The other evening I was with two of my colleagues waiting for the rest of the team to come.  We were standing across the road from the hotel, close to some shacks, next to the minibus taxi we were all going to use to go to a Jazz concert.  It was dark.  A man with very beautifully twisted dreadlocks came up to my colleagues and started to speak to them.  At first they ignored him, then they said they were not interested.  He was pushy so we decided at that moment to wait inside the minibus.  He followed us, and wanted to open the door and get in but the taxi driver sent him away. Someone said ‘He is just trying to con you guys.”  And we left it at that.

He walked away, and then came back, and tried to come in again.  We all started to get a bit agitated.  Did he not understand that we did not want to talk to him.  I could feel my own inner security bells going.  I wanted to tell him, “Go away.”  The American lady, being closest to the door, then raised her voice slightly and speaking very firmly asked him to leave.  She was holding the door closed.  He became angry. He walked to the passenger door and tried to open it.   Another colleague sitting in that seat held that door closed.  We were all starting to get angry, and to speak.  And then one of our Ethiopian colleagues, a petit young woman leaned out of the taxi and spoke to him in the calmest, kindest voice.  And he backed away, said it was all well, and left.

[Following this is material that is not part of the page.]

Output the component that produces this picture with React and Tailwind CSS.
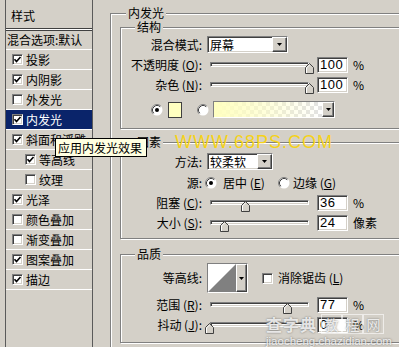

I later said, “You handled that so well.  You were so kind.”  She smiled and said, “That’s how it is here.  You just need to speak to someone nicely and they will understand.”  So I asked her what did you say?  And she said, “I explained that you guys were not from here and you did not know how things worked, that you just wanted to be left alone. And he said okay.  Just tell them to talk to me nicely.”  And that was that.

The course I am on is about using art to build peace within the community.  It is really about seeing and listening to people, and helping them see each other, see themselves, see possibility.  My Ethiopian colleague really demonstrated how communication and gentleness are sometimes the most powerful tools we may have.